An Ohio Supreme Court justice has refused an abortion clinic's demands that she recuse herself from a case that will determine whether or not the clinic has to shut down for not being in compliance with a state law, simply because she spoke at a pro-life event earlier this year.
"Having reviewed the request, I find it to be without merit and will continue to participate in the case," Republican Ohio Supreme Court Justice Sharon Kennedy said Monday in response to a request by the Capital Care Network that she remove herself from its pending case against the state of Ohio, according to the Toledo Blade.
The Capital Care Network of Toledo, the last remaining abortion clinic in the town with a population of about 275,000, was ordered by the state to close its doors because it does not have an agreement with a local hospital that will make it easy to transfer patients in the case of a botched abortion or another medical emergency as mandated by a state law.
According to The Blade, Capital Care lost its emergency transfer agreement with the University of Toledo Medical Center in 2013. Although the abortion clinic found a hospital affiliated with the University of Michigan Health System in Ann Arbor willing to enter into an agreement, the state maintained that since the hospital is over 50 miles away from the clinic, it does not count as a "local" hospital.
The clinic challenged the state's position in court and received victories in not only the Lucas County Common Pleas Court but also in the 6th District Court of Appeals. The state's appeal to the Ohio Supreme Court is scheduled to be heard on Sept. 12.
Last week, Capital Care's attorney, Jennifer Branch, submitted an official request for Kennedy to remove herself from the case and questioned her impartiality, pointing to her participation at the Toledo Right to Life's annual breakfast and legislative briefing in March of this year.
"The facts in the attached affidavit indicate that many individuals and groups in Ohio have reasonably questioned Justice Kennedy's impartiality regarding this case involving the license to operate a facility that provides abortions," Branch wrote in the request.
Branch argued that Kennedy's speech at the Greater Toledo Right to Life was advertised and that the event sold out. Additionally, Branch contended that both the Toledo Right to Life and the Foundation for Life have used Kennedy's participation in the event to raise money.
The Blade reports that Branch's official request came after two ethics complaints were filed by outside groups that accused Kennedy of having a conflict of interest in the case. However, the grievances were dismissed by an appointed panel.
Court rules give Kennedy the decision on whether she will remove herself from the case.

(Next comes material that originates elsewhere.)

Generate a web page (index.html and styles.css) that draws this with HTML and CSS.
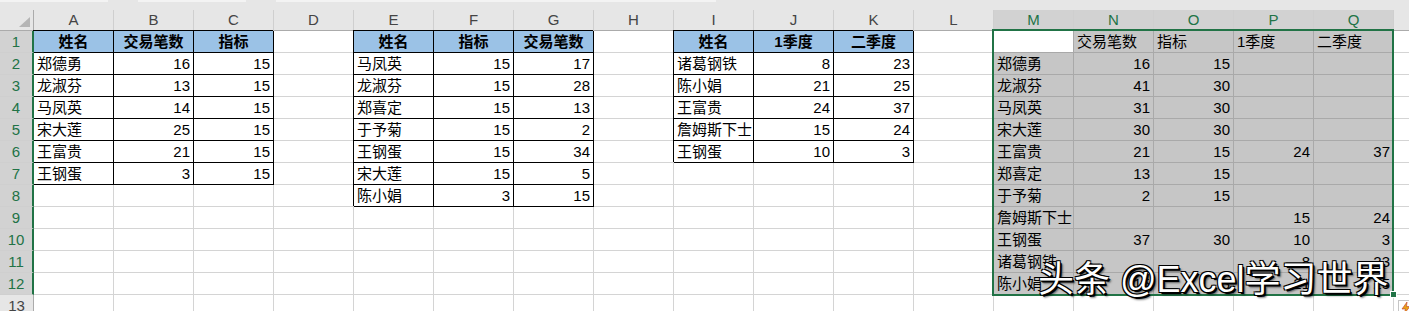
FILE: index.html
```html
<!DOCTYPE html>
<html lang="zh-CN">

<head>
    <meta charset="UTF-8">
    <meta name="viewport" content="width=device-width, initial-scale=1.0">
    <title>工作表</title>
    <link rel="stylesheet" href="styles.css">
</head>

<body>
    <div class="topbar">
        <div class="tb-seg"></div>
        <div class="tb-seg"></div>
        <div class="tb-seg wide"></div>
    </div>

    <div class="book">
        <div class="sheet" id="sheet"></div>
        <div class="watermark">头条 @Excel学习世界</div>
        <div class="quick-btn">
            <svg width="12" height="12" viewBox="0 0 12 12">
                <path d="M7 0 L2 7 H5.5 L4 12 L10 4.5 H6.5 Z" fill="#e8a317" stroke="#c0392b" stroke-width="0.6"/>
            </svg>
        </div>
    </div>

    <script>
        // Column letters shown in the sheet
        const colNames = 'ABCDEFGHIJKLMNOPQR'.split('');
        const rowCount = 13;

        // Current selection M1:Q12
        const sel = { c1: 12, c2: 16, r1: 1, r2: 12 };

        const cells = {};

        // Put a block of values starting at (col, row)
        function putBlock(col, row, data, boxed) {
            data.forEach((line, i) => {
                line.forEach((v, j) => {
                    const classes = [];
                    if (boxed) classes.push('boxed');
                    if (boxed && i === 0) classes.push('head');
                    if (typeof v === 'number') classes.push('num');
                    cells[colNames[col + j] + (row + i)] = { v: v === null ? '' : v, classes };
                });
            });
        }

        putBlock(0, 1, [
            ['姓名', '交易笔数', '指标'],
            ['郑德勇', 16, 15],
            ['龙淑芬', 13, 15],
            ['马凤英', 14, 15],
            ['宋大莲', 25, 15],
            ['王富贵', 21, 15],
            ['王钢蛋', 3, 15]
        ], true);

        putBlock(4, 1, [
            ['姓名', '指标', '交易笔数'],
            ['马凤英', 15, 17],
            ['龙淑芬', 15, 28],
            ['郑喜定', 15, 13],
            ['于予菊', 15, 2],
            ['王钢蛋', 15, 34],
            ['宋大莲', 15, 5],
            ['陈小娟', 3, 15]
        ], true);

        putBlock(8, 1, [
            ['姓名', '1季度', '二季度'],
            ['诸葛钢铁', 8, 23],
            ['陈小娟', 21, 25],
            ['王富贵', 24, 37],
            ['詹姆斯下士', 15, 24],
            ['王钢蛋', 10, 3]
        ], true);

        // Merged result
        putBlock(12, 1, [
            [null, '交易笔数', '指标', '1季度', '二季度'],
            ['郑德勇', 16, 15, null, null],
            ['龙淑芬', 41, 30, null, null],
            ['马凤英', 31, 30, null, null],
            ['宋大莲', 30, 30, null, null],
            ['王富贵', 21, 15, 24, 37],
            ['郑喜定', 13, 15, null, null],
            ['于予菊', 2, 15, null, null],
            ['詹姆斯下士', null, null, 15, 24],
            ['王钢蛋', 37, 30, 10, 3],
            ['诸葛钢铁', null, null, 8, 23],
            ['陈小娟', 15, 3, 21, 25]
        ], false);

        const sheet = document.getElementById('sheet');

        function add(cls, text) {
            const el = document.createElement('div');
            el.className = cls;
            el.textContent = text === undefined ? '' : text;
            sheet.appendChild(el);
            return el;
        }

        const inCols = c => c >= sel.c1 && c <= sel.c2;
        const inRows = r => r >= sel.r1 && r <= sel.r2;

        // Header row
        const corner = add('corner');
        corner.innerHTML = '<svg width="33" height="20" viewBox="0 0 33 20"><polygon points="30,7 30,17 19,17" fill="#b5b5b5"/></svg>';
        colNames.forEach((n, c) => add('colhead' + (inCols(c) ? ' on' : ''), n));

        // Body rows
        for (let r = 1; r <= rowCount; r++) {
            add('rowhead' + (inRows(r) ? ' on' : ''), r);
            colNames.forEach((n, c) => {
                const cell = cells[n + r] || { v: '', classes: [] };
                const cls = ['cell'].concat(cell.classes);
                if (inCols(c) && inRows(r)) {
                    cls.push(c === sel.c1 && r === sel.r1 ? 'active' : 'sel');
                }
                add(cls.join(' '), cell.v);
            });
        }

        // Selection frame with fill handle
        const frame = add('selection');
        const handle = document.createElement('div');
        handle.className = 'handle';
        frame.appendChild(handle);
    </script>
</body>

</html>
```

FILE: styles.css
```css
body {
    margin: 0;
    overflow: hidden;
    background-color: #fff;
    font-family: "Liberation Sans", "Noto Sans CJK SC", sans-serif;
    font-size: 15px;
    color: #000;
}

.topbar {
    height: 10px;
    background-color: #e6e6e6;
    display: flex;
    gap: 30px;
}

.tb-seg {
    width: 108px;
    height: 2px;
    background-color: #f3f3f3;
}

.tb-seg.wide {
    width: 440px;
}

.book {
    position: relative;
}

.sheet {
    position: relative;
    display: grid;
    grid-template-columns: 34px repeat(18, 80px);
    grid-template-rows: 21px repeat(13, 22px);
}

.sheet > div {
    box-sizing: border-box;
}

.corner,
.colhead,
.rowhead {
    background-color: #e6e6e6;
    color: #444;
    text-align: center;
}

.corner {
    border-right: 1px solid #ababab;
    border-bottom: 1px solid #ababab;
}

.corner svg {
    display: block;
}

.colhead {
    line-height: 20px;
    border-right: 1px solid #cfcfcf;
    border-bottom: 1px solid #ababab;
}

.colhead.on {
    background-color: #d2d2d2;
    color: #217346;
    border-bottom: 2px solid #217346;
    line-height: 19px;
}

.rowhead {
    line-height: 21px;
    border-right: 1px solid #ababab;
    border-bottom: 1px solid #cfcfcf;
}

.rowhead.on {
    background-color: #d2d2d2;
    color: #217346;
    border-right: 2px solid #217346;
    position: relative;
    z-index: 1;
}

.cell {
    line-height: 21px;
    padding: 0 3px;
    white-space: nowrap;
    overflow: hidden;
    border-right: 1px solid #d4d4d4;
    border-bottom: 1px solid #d4d4d4;
}

.num {
    text-align: right;
}

.boxed {
    border-color: #000;
    box-shadow: -1px -1px 0 #000;
}

.head {
    background-color: #9bc2e6;
    font-weight: bold;
    text-align: center;
}

.sel {
    background-color: #c6c6c6;
    border-color: #a9a9a9;
}

.active {
    border-color: #a9a9a9;
}

/* frame over the selected range; the grid area is its containing block */
.selection {
    position: absolute;
    grid-column: 14 / 19;
    grid-row: 2 / 14;
    top: -2px;
    left: -2px;
    right: 0;
    bottom: -1px;
    border: 2px solid #217346;
    z-index: 2;
}

.handle {
    position: absolute;
    right: -5px;
    bottom: -4px;
    width: 5px;
    height: 5px;
    background-color: #217346;
    border: 1px solid #fff;
}

.watermark {
    position: absolute;
    left: 1038px;
    top: 252px;
    z-index: 3;
    font-size: 36px;
    line-height: 1;
    color: #fff;
    white-space: nowrap;
    text-shadow: 1px 1px 0 #000, 2px 2px 0 #000, -1px -1px 0 #000, 1px -1px 0 #000, -1px 1px 0 #000, 3px 3px 2px rgba(0, 0, 0, 0.5);
}

.quick-btn {
    position: absolute;
    left: 1398px;
    top: 290px;
    width: 16px;
    height: 16px;
    box-sizing: border-box;
    border: 1px solid #c6c6c6;
    background-color: #fff;
    display: flex;
    align-items: center;
    justify-content: center;
    z-index: 3;
}
```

Bret Adams, a retired attorney who filed one of the ethics complaints against Justice Kennedy earlier this year, asserted in an interview with The Blade that Kennedy's refusal means that she is not adhering to "the most basic tenet of the Code of Judicial responsibility."
"No lawyer or judge in this state can represent a client or rule on cases if there is an actual conflict of interest or an appearance of a conflict of interest," Adams said. "There is an obvious conflict of interest as she has clearly shown a pro-life position with her speeches to pro-life organizations and acceptance of campaign contributions."